Internal migration generated by the country’s industrialization intensified starting in 1970 and later waned as international migration gained momentum. This type of migration had a pronounced ethnic character and was based, especially in the second half of the communist period, on economic interests and questionable political agreements.
The shift in Romania’s migration regime after the fall of communism and the liberalization of passport policies set the context for the emergence of mass migration, which became a major social phenomenon of the post-communist period. Based on these considerations, this paper argues that the liberalization of passport policies was not the main cause of this phenomenon but rather certain trends that emerged particularly in the second half of the 1980s, clearly indicating that the migration potential within Romanian society was already increasing.

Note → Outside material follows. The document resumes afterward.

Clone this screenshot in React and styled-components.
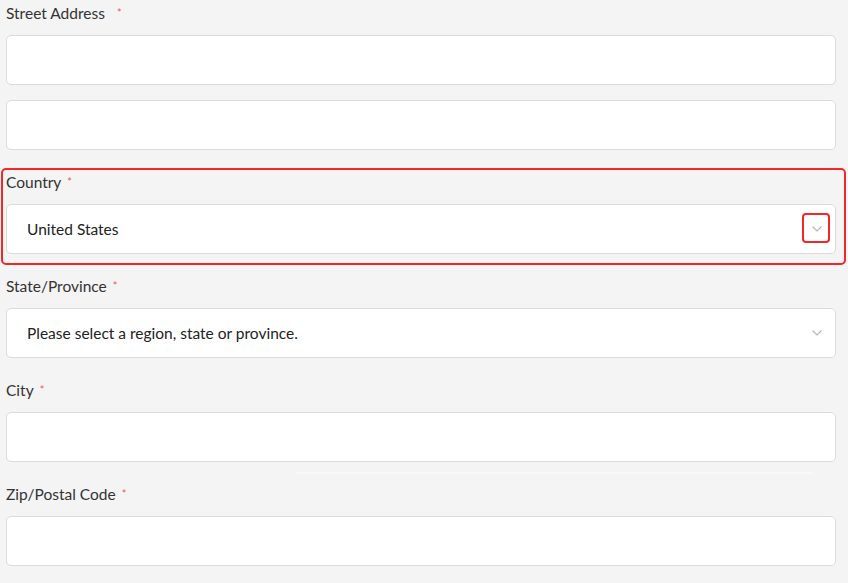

Migration after 1990 represents the third major transformation in Romanian society, the first being the transition from totalitarianism to democracy and the second from a centrally planned economy to a market economy. The departure of Romanians abroad, crossing borders, became a way to compensate for what they did not find in the other two changes: genuine democracy and well-paid jobs.
To analyze Romanian migration over the last three decades, we consider the changing nature of the phenomenon, reflected in migration practices generated by various demographic, socio-economic, and political contexts after 1989.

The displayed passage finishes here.